I may write a larger post about this, but let me just say now that learning--truly being a pupil of--a foreign language (not to mention three or four of them!) is very humbling, and indeed a kind of self-mortification.
In any case, I am still in my "home away from home," Taiwan, enjoying the days as God permits them to blossom around me. Going to Kenting was a real blessing, a privilege, in fact, and I feel recharged for a new stretch of seeking holiness, feeble as I may be. (Oh, also, this morning I discovered a large raspberry tree is blossoming right outside my office window!
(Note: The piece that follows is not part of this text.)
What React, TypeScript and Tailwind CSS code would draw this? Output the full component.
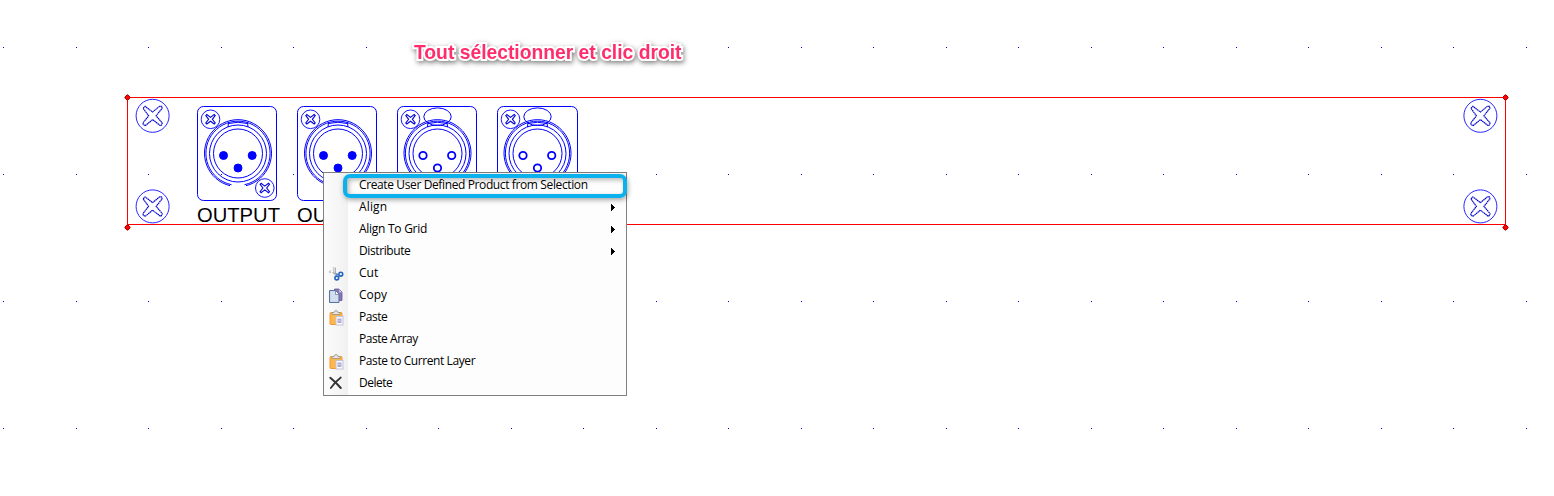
import React from "react";

const COLS = Array.from({ length: 22 }, (_, i) => Math.round(3 + i * 72.52));
const ROWS = [47, 174, 301, 428];

const CROSS =
  "M-9.5 -7.5 L-7.5 -9.5 L0 -3.8 L7 -9.5 L9 -9.5 L9.5 -7.5 L3.5 0 L9.5 7 L9.5 8.5 L8 10 L0 3.8 L-7.5 10 L-9.5 8.5 L-9.5 7 L-4 0 Z";

function Screw({ x, y }: { x: number; y: number }) {
  return (
    <g transform={`translate(${x} ${y})`}>
      <circle r="16.5" strokeOpacity=".85" />
      <path d={CROSS} stroke="#0000d0" strokeWidth="1.15" strokeDasharray="1.6 .4" />
    </g>
  );
}

function SmallScrew({ x, y }: { x: number; y: number }) {
  return (
    <g transform={`translate(${x} ${y})`}>
      <circle r="9.3" strokeOpacity=".9" />
      <path
        d="M-4.7 -3.7 L-3.7 -4.7 L0 -1.9 L3.7 -4.7 L4.7 -3.7 L1.9 0 L4.7 3.7 L3.7 4.7 L0 1.9 L-3.7 4.7 L-4.7 3.7 L-1.9 0 Z"
        stroke="#0000d8"
        strokeWidth="1.1"
      />
    </g>
  );
}

function Connector({ x, female = false }: { x: number; female?: boolean }) {
  const pins = [[26, 49], [54.7, 49], [40.5, 61.5]];
  return (
    <g transform={`translate(${x} 106.5)`}>
      <rect width={x > 490 ? 80 : 79} height="94" rx="6" />
      <SmallScrew x={13} y={12.8} />
      <SmallScrew x={67.3} y={81.5} />
      <g transform={female ? "translate(-.5 0)" : undefined}>
        <path d="M32.5 79.2 A33.5 33.5 0 1 1 48.5 79.2" />
        <path d="M34 78.2 A32.1 32.1 0 1 1 47 78.2" />
        <circle cx="40.5" cy="47" r="28.5" />
        <circle cx="40.5" cy="47" r="24.5" />
        <path d="M31 15.5 L30.5 20.5 M50 15.5 L50.5 20.5 M31 17 Q40.5 14.5 50 17" />
        {pins.map(([cx, cy]) => (
          <circle key={cx} cx={cx} cy={cy} r={female ? 3.7 : 4} fill={female ? "white" : "#00f"} strokeWidth={female ? 1.8 : 1} />
        ))}
      </g>
      {female && <ellipse cx="40" cy="10.2" rx="13.7" ry="8.8" />}
    </g>
  );
}

function Drawing() {
  return (
    <svg className="block h-full w-full" viewBox="0 0 1554 496" fill="none" stroke="#00f" strokeWidth="1">
      <g fill="#0000d0" stroke="none" shapeRendering="crispEdges">
        {ROWS.map((y) => COLS.map((x) => <rect key={`${x}-${y}`} x={x} y={y} width="1" height="1" />))}
      </g>
      <g stroke="none" fill="#000" fontFamily="Liberation Sans, Arial, sans-serif" fontSize="20.2">
        <text x="197" y="221.5">OUTPUT</text>
        <text x="297" y="221.5">OUTPUT</text>
      </g>
      <Connector x={197.5} />
      <Connector x={297.5} />
      <Connector x={397.5} female />
      <Connector x={497.5} female />
      <g>
        <Screw x={152.6} y={115.8} />
        <Screw x={152.6} y={206.4} />
        <Screw x={1480.4} y={115.8} />
        <Screw x={1480.4} y={206.4} />
      </g>
      <path d="M127.5 227 V97.5 H1505.5 V227 M127.5 224.5 H1505.5" stroke="#f00" shapeRendering="crispEdges" />
      {[[127.5, 97.5], [1505.5, 97.5], [127.5, 227.5], [1505.5, 227.5]].map(([x, y]) => (
        <path key={`${x}-${y}`} transform={`translate(${x} ${y})`} d="M-2.7 0 L-1.5 -1.7 L0 -2.7 L1.5 -1.7 L2.7 0 L1.5 1.7 L0 2.7 L-1.5 1.7 Z" fill="#f00" stroke="#b00000" />
      ))}
    </svg>
  );
}

function CutIcon() {
  return (
    <svg className="h-4 w-4" viewBox="0 0 16 16" fill="none">
      <path d="M3 4.5 L1 5.8 L3 7" stroke="#bbb" />
      <path d="M5.5 1 V7 L7 9" stroke="#d0d0d0" strokeWidth="1.3" />
      <path d="M7.3 1.5 V8" stroke="#aaa" strokeWidth="1.2" />
      <path d="M4.5 6.5 L9 8" stroke="#aaa" />
      <circle cx="12.8" cy="8.2" r="1.9" stroke="#2865bd" strokeWidth="1.6" />
      <circle cx="8.8" cy="12" r="1.9" stroke="#2865bd" strokeWidth="1.6" />
      <path d="M7.5 8 L10.3 8.3 M8.3 8 V10" stroke="#4f80c8" strokeWidth="1.3" />
    </svg>
  );
}

function CopyIcon() {
  return (
    <svg className="h-4 w-4" viewBox="0 0 16 16">
      <path d="M6.5 1 H11 L14 4 V12.5 H6.5 Z" fill="#8876b4" stroke="#67569d" strokeWidth=".8" />
      <path d="M11 1 V4.5 H14" fill="#d9d2ed" stroke="#9689bd" strokeWidth=".7" />
      <path d="M1.5 2.5 H7.5 L11 6 V14.5 H1.5 Z" fill="#c3d1e6" stroke="#5872a5" />
      <path d="M2.5 3.5 H7 V7 H10 V13.5 H2.5 Z" fill="#d4dfee" />
      <path d="M7.5 3 V6.5 H10.7" fill="#fff" stroke="#5872a5" strokeWidth=".7" />
    </svg>
  );
}

function PasteIcon() {
  return (
    <svg className="h-4 w-4" viewBox="0 0 16 16">
      <rect x="2" y="2.5" width="12" height="12" rx="1" fill="#ffb64c" stroke="#f39a2e" />
      <path d="M4 4.5 V2.5 H6 Q6 .6 8 .6 T10 2.5 H12 V4.5 Z" fill="#e8e4da" stroke="#969083" strokeWidth=".8" />
      <rect x="8" y="6.5" width="7" height="8.5" fill="#fbfbff" stroke="#c4c4d8" />
      <rect x="9.5" y="8.5" width="4" height="4.5" fill="#b0acd2" />
      <path d="M9.5 10.5 H13.5" stroke="#d8d6ec" strokeWidth=".6" />
    </svg>
  );
}

function DeleteIcon() {
  return (
    <svg className="h-4 w-4" viewBox="0 0 16 16" fill="none" stroke="#333" strokeLinecap="round">
      <path d="M2.3 1.8 Q7.5 6 12.8 12" strokeWidth="2" />
      <path d="M12.8 1.5 Q7 6 2.8 12" strokeWidth="1.7" />
    </svg>
  );
}

type Item = { label: string; spacing: string; icon?: () => React.ReactElement; submenu?: boolean };

const ITEMS: Item[] = [
  { label: "Create User Defined Product from Selection", spacing: "tracking-[-0.38px]" },
  { label: "Align", spacing: "tracking-[0.15px]", submenu: true },
  { label: "Align To Grid", spacing: "tracking-[-0.27px]", submenu: true },
  { label: "Distribute", spacing: "tracking-[-0.4px]", submenu: true },
  { label: "Cut", spacing: "tracking-[0px]", icon: CutIcon },
  { label: "Copy", spacing: "tracking-[0px]", icon: CopyIcon },
  { label: "Paste", spacing: "tracking-[-0.45px]", icon: PasteIcon },
  { label: "Paste Array", spacing: "tracking-[-0.45px]" },
  { label: "Paste to Current Layer", spacing: "tracking-[-0.41px]", icon: PasteIcon },
  { label: "Delete", spacing: "tracking-[-0.5px]", icon: DeleteIcon },
];

function ContextMenu() {
  return (
    <div className="absolute left-[323px] top-[172px] h-[224px] w-[304px] border border-[#808080] bg-[#fdfdfd] font-['Open_Sans','Noto_Sans',sans-serif] text-[12px] text-black">
      <ul className="h-full bg-linear-to-r from-[#fcfcfc] to-[#f1f1f1] bg-[length:24px_100%] bg-no-repeat pt-px">
        {ITEMS.map(({ label, spacing, icon: Icon, submenu }) => (
          <li key={label} className="flex h-[22px] items-center pr-[11px]">
            <span className="flex w-[35px] shrink-0 pl-1 pt-0.5">{Icon && <Icon />}</span>
            <span className={`whitespace-nowrap leading-[16px] ${spacing}`}>{label}</span>
            {submenu && (
              <svg className="ml-auto h-[7px] w-1" viewBox="0 0 4 7" shapeRendering="crispEdges">
                <path d="M0 0 L4 3.5 L0 7 Z" />
              </svg>
            )}
          </li>
        ))}
      </ul>
      <div className="absolute left-[19px] top-[1px] h-[24px] w-[284px] rounded-[7px] border-4 border-[#0bb1ed] shadow-[1px_2px_5px_rgba(0,0,0,0.35),inset_2px_2px_5px_rgba(0,0,0,0.28)]" />
    </div>
  );
}

export default function App() {
  return (
    <main className="relative h-[496px] w-[1554px] overflow-hidden bg-white">
      <Drawing />
      <h1 className="absolute left-[414px] top-[42px] whitespace-nowrap font-['Liberation_Sans',Arial,sans-serif] text-[19.3px] font-bold leading-[22px] text-[#ff2d6c] [filter:drop-shadow(1px_2px_2.5px_rgba(0,0,0,0.5))] [paint-order:stroke_fill] [-webkit-text-stroke:4px_white]">
        Tout sélectionner et clic droit
      </h1>
      <ContextMenu />
    </main>
  );
}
Hooray for "living off the land"!)
I would also like to mention that Fr. Leon, longtime head pastor of Immaculate Conception Catholic Church in Jacksonville, FL, passed away this weekend as well. As my father put it, "If we all gave half as much of our lives as he did, we'd be a lot better off." I will miss him too and I cherish his prayers and counsel from a year and a half ago. Be sure to pray for his soul and all the departed.